_Given material:_
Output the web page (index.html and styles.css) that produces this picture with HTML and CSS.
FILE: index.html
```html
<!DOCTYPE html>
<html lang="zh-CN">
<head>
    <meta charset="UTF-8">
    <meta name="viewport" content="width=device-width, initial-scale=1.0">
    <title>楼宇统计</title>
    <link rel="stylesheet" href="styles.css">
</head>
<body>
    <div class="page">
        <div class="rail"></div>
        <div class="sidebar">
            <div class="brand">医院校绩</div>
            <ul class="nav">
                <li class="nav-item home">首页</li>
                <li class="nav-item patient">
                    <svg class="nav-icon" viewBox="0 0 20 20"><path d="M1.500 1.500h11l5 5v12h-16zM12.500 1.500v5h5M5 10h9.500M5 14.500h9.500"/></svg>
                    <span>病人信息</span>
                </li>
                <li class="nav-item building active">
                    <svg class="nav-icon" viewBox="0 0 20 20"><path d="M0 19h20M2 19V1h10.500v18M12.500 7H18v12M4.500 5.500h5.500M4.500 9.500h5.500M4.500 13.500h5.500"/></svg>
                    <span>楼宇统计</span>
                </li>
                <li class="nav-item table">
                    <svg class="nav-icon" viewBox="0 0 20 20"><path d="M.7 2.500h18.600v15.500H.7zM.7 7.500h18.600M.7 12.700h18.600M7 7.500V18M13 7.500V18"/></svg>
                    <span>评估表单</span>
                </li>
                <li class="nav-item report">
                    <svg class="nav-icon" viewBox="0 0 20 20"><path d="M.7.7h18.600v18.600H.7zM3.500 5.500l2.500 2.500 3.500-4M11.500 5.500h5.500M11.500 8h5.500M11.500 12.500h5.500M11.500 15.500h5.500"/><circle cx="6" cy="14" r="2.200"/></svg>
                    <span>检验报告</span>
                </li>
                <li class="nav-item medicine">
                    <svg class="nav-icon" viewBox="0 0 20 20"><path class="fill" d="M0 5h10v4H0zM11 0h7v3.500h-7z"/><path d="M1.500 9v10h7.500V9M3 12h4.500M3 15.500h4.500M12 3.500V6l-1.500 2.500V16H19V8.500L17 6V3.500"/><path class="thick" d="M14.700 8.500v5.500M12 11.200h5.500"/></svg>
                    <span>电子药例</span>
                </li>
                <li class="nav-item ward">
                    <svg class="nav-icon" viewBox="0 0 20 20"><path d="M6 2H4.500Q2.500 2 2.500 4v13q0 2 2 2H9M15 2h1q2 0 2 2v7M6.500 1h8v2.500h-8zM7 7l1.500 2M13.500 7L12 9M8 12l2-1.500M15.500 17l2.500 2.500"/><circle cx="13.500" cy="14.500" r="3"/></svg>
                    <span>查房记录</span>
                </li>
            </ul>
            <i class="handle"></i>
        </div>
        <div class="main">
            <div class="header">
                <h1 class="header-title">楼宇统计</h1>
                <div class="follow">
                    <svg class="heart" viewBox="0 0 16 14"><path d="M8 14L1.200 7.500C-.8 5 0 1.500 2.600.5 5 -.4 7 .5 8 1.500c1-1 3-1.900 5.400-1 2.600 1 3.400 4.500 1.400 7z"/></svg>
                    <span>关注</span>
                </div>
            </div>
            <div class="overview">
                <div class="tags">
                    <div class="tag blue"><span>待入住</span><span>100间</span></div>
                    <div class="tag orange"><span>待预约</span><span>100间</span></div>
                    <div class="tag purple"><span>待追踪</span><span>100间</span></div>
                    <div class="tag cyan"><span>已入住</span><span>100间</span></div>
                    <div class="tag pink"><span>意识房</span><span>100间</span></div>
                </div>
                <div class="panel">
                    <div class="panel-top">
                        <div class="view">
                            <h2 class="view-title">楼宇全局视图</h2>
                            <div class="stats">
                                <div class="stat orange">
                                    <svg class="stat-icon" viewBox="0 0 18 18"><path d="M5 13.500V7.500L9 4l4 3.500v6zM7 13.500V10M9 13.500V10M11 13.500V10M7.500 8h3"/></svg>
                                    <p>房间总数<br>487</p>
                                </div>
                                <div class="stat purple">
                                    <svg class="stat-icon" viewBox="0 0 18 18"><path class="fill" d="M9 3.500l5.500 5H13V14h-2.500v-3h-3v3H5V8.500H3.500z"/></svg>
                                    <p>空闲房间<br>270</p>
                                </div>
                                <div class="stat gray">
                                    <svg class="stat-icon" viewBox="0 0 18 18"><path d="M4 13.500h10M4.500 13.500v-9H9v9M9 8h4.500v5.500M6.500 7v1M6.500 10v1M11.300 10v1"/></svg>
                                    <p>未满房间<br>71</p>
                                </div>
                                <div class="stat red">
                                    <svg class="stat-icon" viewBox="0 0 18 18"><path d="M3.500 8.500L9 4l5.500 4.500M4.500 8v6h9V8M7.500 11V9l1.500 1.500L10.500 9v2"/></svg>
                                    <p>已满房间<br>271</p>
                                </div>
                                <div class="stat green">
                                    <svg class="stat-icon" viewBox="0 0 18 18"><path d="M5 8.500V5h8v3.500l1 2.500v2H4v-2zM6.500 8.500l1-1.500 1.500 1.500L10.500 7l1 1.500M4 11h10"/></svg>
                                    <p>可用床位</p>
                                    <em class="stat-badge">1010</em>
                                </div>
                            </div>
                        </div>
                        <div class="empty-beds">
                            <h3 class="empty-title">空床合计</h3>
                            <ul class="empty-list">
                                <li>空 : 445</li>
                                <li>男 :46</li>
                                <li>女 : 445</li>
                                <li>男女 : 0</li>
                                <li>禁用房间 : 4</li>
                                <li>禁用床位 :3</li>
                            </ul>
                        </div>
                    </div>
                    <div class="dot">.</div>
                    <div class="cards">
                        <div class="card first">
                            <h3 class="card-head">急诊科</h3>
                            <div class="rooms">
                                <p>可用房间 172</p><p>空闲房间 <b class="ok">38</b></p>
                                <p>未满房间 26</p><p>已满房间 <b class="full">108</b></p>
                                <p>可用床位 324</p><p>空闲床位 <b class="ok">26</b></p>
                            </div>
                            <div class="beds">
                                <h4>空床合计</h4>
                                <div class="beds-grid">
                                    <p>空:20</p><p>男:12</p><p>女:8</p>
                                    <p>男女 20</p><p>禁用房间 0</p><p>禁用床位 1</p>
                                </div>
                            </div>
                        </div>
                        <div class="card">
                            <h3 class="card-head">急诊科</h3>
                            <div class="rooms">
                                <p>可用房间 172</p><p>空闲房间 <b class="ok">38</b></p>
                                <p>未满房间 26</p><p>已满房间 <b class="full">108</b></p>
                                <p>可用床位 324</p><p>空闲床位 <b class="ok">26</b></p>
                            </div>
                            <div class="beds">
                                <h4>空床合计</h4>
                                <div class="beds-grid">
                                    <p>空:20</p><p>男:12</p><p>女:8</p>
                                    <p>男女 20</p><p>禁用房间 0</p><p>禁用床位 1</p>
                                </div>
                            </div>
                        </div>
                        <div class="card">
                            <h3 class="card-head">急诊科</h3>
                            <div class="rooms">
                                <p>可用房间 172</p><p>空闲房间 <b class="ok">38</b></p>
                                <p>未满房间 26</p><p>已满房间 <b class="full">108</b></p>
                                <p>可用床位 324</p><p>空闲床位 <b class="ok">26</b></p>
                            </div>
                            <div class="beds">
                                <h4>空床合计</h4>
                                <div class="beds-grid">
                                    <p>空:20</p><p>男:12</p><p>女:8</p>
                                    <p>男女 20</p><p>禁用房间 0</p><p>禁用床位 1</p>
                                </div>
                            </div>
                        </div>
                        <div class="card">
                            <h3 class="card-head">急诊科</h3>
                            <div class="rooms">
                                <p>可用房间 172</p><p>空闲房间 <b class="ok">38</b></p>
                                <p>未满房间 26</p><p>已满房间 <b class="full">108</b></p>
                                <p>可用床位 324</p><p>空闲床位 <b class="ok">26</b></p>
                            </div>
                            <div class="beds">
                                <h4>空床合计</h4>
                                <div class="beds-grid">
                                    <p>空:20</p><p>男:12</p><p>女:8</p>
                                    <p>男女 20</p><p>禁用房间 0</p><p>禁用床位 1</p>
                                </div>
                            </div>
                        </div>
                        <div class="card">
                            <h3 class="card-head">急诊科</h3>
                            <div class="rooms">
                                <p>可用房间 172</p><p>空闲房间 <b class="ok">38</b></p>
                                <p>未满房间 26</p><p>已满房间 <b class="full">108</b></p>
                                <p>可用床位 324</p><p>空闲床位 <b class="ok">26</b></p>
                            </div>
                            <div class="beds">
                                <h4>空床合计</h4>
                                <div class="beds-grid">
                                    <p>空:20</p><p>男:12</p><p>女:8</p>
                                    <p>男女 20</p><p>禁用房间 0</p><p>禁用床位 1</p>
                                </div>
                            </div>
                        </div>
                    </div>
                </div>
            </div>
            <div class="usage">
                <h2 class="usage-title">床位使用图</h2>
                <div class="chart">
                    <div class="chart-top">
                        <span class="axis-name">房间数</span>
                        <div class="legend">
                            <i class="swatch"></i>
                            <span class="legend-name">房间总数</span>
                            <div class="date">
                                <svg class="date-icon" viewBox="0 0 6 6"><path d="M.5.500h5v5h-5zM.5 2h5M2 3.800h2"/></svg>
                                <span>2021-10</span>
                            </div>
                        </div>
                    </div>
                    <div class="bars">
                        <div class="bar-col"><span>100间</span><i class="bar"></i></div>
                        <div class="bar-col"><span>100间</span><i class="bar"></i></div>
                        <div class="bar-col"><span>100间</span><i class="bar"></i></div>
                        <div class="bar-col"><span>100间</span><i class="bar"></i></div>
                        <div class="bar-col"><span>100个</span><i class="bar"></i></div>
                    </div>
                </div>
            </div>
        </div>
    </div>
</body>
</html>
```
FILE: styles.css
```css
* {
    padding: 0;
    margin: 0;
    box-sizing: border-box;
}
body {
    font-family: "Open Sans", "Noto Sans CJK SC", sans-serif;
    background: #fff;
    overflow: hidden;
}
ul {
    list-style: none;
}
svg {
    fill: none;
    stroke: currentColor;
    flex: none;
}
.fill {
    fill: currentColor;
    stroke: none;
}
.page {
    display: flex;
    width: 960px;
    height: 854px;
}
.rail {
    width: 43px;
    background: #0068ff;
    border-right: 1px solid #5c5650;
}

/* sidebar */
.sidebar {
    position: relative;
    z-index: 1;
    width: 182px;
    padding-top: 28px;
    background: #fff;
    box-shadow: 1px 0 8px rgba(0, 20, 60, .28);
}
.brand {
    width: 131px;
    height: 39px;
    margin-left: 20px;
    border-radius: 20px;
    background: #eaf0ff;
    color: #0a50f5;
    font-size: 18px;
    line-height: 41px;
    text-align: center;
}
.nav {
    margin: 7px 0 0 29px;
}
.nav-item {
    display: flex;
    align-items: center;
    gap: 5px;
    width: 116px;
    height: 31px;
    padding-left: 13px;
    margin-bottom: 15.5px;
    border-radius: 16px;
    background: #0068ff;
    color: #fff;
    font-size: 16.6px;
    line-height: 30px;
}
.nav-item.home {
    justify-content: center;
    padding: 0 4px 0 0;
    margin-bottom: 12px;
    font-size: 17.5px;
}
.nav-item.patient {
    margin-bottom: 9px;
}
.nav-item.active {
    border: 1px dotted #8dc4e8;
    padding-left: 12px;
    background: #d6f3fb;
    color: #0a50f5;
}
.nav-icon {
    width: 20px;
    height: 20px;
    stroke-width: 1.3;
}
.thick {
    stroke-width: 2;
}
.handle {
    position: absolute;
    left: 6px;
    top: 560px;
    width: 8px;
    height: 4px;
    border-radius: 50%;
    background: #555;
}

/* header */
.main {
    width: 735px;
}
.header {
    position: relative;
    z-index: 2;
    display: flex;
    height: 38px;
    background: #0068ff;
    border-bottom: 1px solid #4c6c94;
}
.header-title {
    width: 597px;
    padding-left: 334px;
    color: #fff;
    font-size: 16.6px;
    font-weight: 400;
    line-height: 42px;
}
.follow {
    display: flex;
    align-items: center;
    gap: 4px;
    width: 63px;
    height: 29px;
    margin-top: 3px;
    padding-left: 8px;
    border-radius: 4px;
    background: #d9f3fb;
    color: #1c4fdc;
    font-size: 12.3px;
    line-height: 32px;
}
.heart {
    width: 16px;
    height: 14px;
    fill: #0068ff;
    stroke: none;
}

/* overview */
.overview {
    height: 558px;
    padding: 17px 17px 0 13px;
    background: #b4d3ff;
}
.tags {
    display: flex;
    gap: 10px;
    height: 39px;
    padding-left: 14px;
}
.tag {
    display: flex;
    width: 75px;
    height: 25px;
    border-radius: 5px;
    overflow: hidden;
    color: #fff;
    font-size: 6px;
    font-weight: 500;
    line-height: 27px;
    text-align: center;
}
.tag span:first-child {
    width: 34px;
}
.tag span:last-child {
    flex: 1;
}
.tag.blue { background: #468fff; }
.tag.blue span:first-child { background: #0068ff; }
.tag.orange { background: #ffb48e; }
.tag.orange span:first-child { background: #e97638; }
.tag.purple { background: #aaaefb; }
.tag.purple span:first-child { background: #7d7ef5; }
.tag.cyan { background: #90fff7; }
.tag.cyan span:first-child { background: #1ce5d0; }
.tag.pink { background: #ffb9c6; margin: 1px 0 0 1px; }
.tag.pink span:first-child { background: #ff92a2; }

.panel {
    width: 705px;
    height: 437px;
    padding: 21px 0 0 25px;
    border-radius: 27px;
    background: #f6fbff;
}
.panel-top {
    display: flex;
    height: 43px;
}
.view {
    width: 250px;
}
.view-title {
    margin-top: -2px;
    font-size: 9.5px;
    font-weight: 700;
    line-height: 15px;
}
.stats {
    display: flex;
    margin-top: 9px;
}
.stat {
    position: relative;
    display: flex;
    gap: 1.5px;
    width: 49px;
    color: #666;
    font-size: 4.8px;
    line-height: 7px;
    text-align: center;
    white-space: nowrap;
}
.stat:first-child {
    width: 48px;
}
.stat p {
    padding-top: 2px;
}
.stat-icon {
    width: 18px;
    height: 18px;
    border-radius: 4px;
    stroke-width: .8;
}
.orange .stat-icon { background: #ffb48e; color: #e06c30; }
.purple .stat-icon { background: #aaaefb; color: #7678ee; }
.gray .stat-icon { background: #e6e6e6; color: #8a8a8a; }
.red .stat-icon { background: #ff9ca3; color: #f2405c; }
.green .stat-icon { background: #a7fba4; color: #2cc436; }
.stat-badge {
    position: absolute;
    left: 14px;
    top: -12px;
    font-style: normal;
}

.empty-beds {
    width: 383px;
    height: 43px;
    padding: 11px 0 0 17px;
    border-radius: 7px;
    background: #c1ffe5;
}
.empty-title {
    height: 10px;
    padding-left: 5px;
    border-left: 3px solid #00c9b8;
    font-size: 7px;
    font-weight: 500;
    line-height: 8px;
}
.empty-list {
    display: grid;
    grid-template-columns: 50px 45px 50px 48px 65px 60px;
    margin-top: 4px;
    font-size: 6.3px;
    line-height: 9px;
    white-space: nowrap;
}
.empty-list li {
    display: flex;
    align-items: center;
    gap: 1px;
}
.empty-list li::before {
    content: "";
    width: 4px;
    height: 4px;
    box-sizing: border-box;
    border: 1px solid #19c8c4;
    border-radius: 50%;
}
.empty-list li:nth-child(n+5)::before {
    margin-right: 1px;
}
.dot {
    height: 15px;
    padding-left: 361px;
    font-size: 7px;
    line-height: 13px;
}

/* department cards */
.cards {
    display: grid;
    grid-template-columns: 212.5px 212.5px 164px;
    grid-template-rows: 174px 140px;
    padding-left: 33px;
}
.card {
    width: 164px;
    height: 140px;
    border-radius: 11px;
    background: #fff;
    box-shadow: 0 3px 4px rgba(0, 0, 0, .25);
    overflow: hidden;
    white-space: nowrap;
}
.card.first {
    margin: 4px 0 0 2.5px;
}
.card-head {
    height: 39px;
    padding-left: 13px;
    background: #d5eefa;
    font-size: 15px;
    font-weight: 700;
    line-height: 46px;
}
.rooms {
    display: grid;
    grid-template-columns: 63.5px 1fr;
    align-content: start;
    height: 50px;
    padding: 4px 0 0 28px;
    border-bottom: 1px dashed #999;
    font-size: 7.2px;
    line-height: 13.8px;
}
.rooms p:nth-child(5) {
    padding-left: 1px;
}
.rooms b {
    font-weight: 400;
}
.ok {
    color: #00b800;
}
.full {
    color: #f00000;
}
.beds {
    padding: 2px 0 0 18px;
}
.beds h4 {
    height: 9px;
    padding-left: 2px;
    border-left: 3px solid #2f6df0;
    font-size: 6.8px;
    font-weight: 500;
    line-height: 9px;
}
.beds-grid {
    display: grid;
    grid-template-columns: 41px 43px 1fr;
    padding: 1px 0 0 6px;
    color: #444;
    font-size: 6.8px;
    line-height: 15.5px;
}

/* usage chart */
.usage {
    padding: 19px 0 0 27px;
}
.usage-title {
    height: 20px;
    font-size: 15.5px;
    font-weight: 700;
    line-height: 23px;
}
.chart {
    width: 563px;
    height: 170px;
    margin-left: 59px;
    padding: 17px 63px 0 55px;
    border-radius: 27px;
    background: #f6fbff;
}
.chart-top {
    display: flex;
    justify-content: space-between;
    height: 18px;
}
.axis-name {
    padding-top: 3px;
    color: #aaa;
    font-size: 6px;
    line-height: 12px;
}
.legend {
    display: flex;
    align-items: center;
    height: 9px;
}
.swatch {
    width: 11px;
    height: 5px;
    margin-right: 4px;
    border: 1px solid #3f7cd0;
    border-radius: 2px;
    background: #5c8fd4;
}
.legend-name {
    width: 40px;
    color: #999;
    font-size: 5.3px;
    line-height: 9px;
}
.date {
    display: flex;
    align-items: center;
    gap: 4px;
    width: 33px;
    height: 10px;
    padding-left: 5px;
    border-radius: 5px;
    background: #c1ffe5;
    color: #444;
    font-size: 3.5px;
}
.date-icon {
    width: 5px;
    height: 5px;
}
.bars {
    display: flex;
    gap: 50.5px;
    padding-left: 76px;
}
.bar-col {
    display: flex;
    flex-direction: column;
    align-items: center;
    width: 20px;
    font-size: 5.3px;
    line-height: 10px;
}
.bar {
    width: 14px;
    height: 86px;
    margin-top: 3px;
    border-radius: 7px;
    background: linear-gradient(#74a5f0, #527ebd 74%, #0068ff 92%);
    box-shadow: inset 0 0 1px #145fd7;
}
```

_Required work:_
Give every line of the material that includes the string "index".

_Exercise response:_
Output the web page (index.html and styles.css) that produces this picture with HTML and CSS.
FILE: index.html
    z-index: 1;
    z-index: 2;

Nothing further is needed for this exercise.